I have lunch at 13:00. There are so many shops and café’s around the office so you’re often spoilt for choice; I do try to stick to something healthy(ish). Once a week, we ensure the whole of the clinical negligence department is in and at lunch time, we have a team training sessions. External speakers often come in to teach on different areas of law, such as fatal claims or delayed diagnosis of cancer claims for example. Express are keen to provide training to ensure you are continuously learning and developing throughout your career, and to ensure you keep up to date with caselaw. We also get to enjoy lunch together and have a team catch up.

Afternoons can consist of conferences with Counsel and assisting medical experts. This is often to bring together all the evidence we have obtained so far and build the structure of the case. It puts into perspective all the work you have done so far and is rewarding. You discuss the next steps you will be required to take to progress the case.

One of the main parts of the job is client care and you will find you are speaking to multiple clients each day. It is important to keep them updated with the progress of their claim and they often appreciate even the smallest of updates. In turn, a relationship builds and they feel more comfortable to keep you updated with their medical condition and also to co-operate with admin tasks, such as the signing of various forms. Further, now Covid restrictions have eased, we are increasingly doing home visits with clients. You can expect to have a client visit every few weeks or so.

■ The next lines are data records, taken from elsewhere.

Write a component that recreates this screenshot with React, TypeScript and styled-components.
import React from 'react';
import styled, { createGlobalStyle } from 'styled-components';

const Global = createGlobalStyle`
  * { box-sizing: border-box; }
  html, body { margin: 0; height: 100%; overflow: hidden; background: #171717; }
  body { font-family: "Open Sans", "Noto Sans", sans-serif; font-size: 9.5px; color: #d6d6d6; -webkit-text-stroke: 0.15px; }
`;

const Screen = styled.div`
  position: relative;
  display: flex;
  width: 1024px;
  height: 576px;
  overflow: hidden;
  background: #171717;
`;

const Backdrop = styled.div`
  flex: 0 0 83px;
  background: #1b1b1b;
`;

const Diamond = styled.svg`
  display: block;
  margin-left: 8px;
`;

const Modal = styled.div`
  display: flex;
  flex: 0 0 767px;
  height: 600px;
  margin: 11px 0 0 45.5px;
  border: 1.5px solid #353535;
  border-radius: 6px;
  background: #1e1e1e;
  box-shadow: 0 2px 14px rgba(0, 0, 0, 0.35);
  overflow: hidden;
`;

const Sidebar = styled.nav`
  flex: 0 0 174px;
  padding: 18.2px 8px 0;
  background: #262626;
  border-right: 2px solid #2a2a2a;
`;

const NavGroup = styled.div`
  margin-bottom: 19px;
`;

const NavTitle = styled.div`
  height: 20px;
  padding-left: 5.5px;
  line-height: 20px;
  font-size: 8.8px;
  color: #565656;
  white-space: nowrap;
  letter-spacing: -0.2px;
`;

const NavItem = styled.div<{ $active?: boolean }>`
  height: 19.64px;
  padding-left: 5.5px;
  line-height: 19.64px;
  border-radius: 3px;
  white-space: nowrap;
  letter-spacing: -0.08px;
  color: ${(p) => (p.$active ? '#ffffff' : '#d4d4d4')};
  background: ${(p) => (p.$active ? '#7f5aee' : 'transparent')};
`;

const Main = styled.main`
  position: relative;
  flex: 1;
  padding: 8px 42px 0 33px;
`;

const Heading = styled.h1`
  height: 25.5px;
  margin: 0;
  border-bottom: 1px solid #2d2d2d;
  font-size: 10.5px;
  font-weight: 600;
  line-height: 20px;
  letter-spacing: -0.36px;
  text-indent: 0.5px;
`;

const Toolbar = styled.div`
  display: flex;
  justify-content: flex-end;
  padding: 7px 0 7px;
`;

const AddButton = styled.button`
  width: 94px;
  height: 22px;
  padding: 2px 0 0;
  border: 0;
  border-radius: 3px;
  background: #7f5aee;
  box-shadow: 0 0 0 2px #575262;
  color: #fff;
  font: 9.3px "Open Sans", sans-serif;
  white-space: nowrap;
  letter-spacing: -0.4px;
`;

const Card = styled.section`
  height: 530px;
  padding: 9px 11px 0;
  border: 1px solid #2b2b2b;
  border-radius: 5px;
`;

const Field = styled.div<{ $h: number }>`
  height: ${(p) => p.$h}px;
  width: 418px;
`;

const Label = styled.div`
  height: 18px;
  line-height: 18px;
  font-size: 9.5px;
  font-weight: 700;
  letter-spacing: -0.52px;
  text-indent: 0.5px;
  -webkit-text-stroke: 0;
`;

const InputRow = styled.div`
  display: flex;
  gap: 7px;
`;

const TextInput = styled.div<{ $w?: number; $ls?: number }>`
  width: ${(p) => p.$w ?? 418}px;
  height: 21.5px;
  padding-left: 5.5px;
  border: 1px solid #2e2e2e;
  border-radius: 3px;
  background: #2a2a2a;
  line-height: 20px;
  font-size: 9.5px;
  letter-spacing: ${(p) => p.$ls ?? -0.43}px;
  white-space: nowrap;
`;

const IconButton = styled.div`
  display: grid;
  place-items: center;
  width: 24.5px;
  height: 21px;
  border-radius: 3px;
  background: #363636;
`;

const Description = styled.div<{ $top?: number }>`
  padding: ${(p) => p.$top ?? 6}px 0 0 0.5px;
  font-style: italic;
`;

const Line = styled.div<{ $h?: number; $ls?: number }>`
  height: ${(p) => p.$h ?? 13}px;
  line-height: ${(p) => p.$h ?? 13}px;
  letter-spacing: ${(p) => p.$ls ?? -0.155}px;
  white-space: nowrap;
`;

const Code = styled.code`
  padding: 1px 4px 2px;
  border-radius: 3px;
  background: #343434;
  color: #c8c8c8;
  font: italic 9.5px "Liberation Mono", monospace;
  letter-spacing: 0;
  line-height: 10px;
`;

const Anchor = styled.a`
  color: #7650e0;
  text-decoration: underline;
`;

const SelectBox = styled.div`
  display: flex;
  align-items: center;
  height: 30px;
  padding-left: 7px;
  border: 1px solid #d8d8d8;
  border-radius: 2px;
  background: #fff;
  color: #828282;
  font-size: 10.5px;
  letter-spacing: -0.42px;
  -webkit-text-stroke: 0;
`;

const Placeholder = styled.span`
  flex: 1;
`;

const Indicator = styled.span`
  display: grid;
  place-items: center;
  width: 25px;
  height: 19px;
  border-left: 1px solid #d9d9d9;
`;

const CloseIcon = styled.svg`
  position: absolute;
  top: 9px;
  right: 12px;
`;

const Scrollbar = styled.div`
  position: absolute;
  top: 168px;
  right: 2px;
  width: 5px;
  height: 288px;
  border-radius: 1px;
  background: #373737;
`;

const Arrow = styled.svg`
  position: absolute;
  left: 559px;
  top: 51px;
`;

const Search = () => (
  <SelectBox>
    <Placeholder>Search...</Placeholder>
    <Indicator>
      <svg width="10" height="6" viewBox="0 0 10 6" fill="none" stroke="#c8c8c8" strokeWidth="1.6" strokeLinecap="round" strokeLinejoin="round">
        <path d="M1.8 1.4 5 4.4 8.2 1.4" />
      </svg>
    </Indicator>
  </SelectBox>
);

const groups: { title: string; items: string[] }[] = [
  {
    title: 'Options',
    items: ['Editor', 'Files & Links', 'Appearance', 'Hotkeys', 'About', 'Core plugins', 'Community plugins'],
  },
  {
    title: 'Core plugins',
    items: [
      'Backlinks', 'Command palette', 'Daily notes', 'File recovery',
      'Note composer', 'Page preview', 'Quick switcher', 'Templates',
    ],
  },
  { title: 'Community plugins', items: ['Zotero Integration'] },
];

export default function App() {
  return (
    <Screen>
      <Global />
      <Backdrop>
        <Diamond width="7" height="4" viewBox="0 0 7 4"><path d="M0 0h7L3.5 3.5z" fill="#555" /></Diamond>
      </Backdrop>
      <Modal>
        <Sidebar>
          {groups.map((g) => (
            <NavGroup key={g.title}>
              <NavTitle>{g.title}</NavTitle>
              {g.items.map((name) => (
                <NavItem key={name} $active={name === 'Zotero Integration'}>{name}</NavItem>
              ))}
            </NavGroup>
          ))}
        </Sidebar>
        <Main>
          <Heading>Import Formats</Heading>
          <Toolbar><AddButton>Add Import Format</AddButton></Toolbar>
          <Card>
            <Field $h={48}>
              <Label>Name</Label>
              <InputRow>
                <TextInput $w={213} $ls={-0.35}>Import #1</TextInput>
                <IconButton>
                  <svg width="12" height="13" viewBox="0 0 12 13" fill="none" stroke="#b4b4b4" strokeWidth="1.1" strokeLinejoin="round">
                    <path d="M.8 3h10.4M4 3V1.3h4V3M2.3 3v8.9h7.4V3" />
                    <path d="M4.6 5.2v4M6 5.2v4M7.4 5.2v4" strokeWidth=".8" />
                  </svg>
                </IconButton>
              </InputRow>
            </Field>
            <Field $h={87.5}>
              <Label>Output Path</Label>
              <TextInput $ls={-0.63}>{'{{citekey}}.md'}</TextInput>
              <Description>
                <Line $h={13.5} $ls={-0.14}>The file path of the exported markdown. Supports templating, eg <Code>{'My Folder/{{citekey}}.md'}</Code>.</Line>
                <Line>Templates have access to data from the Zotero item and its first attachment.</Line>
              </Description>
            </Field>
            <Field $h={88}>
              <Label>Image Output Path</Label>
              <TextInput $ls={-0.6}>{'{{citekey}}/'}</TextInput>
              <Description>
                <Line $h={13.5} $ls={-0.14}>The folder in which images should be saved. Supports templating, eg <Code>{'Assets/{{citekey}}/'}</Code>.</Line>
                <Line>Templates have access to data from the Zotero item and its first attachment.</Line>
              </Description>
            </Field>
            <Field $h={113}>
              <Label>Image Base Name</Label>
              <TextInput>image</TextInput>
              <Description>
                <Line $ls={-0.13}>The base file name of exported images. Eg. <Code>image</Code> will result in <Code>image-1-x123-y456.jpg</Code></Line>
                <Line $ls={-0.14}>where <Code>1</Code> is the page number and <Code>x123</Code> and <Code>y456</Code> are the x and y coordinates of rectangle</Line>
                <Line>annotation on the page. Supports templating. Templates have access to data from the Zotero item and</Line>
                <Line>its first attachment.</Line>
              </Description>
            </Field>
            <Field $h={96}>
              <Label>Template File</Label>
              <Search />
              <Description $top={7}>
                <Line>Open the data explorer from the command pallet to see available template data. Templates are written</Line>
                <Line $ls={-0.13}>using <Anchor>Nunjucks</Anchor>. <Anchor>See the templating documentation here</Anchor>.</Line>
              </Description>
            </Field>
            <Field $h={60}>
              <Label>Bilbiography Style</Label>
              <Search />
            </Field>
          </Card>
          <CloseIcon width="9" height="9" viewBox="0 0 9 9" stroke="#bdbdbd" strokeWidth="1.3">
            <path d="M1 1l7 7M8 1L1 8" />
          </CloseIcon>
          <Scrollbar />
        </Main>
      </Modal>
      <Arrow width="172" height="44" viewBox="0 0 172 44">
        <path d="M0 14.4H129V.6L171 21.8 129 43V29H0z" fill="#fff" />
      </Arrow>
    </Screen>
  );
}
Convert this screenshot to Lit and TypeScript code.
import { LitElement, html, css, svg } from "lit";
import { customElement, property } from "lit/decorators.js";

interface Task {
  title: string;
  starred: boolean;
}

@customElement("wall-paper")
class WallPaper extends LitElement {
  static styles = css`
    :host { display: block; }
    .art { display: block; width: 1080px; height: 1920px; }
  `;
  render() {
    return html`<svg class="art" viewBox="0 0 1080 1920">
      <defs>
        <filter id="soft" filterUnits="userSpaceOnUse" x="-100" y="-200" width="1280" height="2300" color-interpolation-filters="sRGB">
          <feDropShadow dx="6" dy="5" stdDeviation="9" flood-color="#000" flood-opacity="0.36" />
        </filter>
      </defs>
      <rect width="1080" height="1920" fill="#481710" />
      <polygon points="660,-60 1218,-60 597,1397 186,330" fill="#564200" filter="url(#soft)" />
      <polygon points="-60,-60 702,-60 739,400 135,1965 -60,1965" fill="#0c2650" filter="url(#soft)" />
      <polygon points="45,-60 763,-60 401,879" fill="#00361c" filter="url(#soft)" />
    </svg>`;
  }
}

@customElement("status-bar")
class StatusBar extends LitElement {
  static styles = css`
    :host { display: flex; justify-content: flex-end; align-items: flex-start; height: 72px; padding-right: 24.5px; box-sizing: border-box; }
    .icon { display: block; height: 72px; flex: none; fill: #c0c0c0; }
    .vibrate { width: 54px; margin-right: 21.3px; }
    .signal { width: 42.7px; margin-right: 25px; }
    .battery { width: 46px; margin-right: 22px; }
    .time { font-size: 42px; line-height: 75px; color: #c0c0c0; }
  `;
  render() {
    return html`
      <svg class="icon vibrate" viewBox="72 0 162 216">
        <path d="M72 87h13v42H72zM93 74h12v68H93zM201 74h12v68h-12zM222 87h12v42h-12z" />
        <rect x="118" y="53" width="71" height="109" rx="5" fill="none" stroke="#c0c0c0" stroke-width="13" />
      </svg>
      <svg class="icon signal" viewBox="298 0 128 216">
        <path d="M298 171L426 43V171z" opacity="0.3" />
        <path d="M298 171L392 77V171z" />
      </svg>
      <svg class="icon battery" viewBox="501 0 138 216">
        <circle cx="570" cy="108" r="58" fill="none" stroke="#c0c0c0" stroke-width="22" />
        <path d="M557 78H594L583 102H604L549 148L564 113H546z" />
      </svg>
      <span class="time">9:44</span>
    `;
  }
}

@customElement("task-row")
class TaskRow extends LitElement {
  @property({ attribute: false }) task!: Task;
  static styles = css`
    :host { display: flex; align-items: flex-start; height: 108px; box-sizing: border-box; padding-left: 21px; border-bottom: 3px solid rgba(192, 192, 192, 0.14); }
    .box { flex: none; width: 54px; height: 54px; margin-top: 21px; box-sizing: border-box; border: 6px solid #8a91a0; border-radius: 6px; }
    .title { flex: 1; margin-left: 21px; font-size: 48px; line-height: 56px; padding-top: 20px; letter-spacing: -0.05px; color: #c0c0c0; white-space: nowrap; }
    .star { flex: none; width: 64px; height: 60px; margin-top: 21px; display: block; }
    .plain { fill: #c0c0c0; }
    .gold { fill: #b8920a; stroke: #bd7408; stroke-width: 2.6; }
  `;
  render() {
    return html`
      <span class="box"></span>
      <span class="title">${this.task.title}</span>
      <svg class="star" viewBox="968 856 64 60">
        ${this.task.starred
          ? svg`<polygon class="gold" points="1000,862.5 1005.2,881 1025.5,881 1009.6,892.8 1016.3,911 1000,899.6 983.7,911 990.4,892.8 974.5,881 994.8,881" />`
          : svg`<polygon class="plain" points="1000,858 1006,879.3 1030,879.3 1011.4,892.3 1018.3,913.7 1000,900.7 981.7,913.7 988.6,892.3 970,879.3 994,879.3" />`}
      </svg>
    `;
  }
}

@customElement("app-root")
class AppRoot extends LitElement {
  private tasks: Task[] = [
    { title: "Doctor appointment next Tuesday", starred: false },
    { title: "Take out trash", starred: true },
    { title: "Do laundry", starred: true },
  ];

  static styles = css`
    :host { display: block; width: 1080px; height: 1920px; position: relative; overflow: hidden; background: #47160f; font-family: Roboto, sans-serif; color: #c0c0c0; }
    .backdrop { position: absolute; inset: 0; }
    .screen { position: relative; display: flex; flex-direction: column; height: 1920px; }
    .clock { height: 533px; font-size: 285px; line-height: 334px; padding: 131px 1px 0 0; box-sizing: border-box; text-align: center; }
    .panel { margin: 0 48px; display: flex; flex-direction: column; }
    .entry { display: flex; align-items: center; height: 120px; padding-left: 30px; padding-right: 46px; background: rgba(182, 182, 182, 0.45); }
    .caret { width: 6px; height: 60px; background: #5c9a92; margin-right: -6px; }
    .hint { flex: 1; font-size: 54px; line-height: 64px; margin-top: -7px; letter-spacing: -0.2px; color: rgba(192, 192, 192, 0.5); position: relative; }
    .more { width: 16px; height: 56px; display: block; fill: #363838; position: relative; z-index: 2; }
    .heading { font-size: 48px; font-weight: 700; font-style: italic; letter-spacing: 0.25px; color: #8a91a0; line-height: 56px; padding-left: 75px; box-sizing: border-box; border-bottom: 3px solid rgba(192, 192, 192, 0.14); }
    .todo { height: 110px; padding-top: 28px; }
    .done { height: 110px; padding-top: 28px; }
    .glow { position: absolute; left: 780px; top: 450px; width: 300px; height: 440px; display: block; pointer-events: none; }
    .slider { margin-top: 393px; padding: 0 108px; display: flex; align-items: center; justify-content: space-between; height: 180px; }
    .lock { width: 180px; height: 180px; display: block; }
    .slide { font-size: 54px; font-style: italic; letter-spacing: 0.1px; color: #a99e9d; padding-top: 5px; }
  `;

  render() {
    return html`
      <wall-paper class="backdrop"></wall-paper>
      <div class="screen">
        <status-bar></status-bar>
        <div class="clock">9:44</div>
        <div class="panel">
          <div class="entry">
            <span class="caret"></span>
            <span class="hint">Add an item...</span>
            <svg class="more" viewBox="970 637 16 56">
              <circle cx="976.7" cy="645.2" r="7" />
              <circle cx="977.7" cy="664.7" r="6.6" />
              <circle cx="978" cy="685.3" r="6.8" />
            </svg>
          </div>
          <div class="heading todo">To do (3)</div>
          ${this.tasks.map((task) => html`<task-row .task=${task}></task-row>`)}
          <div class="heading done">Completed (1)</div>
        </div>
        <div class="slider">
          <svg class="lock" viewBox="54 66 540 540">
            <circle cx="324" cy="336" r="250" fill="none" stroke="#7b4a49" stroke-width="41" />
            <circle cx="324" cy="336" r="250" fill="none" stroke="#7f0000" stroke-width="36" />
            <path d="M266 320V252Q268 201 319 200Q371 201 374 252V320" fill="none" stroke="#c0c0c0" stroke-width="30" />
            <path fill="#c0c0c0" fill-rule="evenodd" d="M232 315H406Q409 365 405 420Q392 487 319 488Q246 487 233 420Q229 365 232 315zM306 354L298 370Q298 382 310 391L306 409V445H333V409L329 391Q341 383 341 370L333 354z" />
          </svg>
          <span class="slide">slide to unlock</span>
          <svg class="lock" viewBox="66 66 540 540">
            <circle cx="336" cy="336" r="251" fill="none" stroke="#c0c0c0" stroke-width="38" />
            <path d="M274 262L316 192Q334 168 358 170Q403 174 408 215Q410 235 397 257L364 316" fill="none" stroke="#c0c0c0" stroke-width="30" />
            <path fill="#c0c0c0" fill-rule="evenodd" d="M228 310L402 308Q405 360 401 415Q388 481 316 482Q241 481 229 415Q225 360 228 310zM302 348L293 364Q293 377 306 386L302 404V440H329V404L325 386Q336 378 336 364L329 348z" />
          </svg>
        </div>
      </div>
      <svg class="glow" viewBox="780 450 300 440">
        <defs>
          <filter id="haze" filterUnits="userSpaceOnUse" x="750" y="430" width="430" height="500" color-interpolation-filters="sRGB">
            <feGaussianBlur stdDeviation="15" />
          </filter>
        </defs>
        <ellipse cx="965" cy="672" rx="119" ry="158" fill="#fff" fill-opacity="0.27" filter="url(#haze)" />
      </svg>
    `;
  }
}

If I have completed all the more urgent tasks for that day, I tend to spend the last hour or so of the day dealing with admin jobs, such as responding to non-urgent emails, arranging client meetings or chasing various forms or documents from clients and hospitals. It’s a nice way to end the day and also sets you up for the next few days as you know where you are up to. If everything is done, I generally finish at 17:30pm. However I often find myself working a bit later a couple of times a week; I find this helps me to stay on top of things.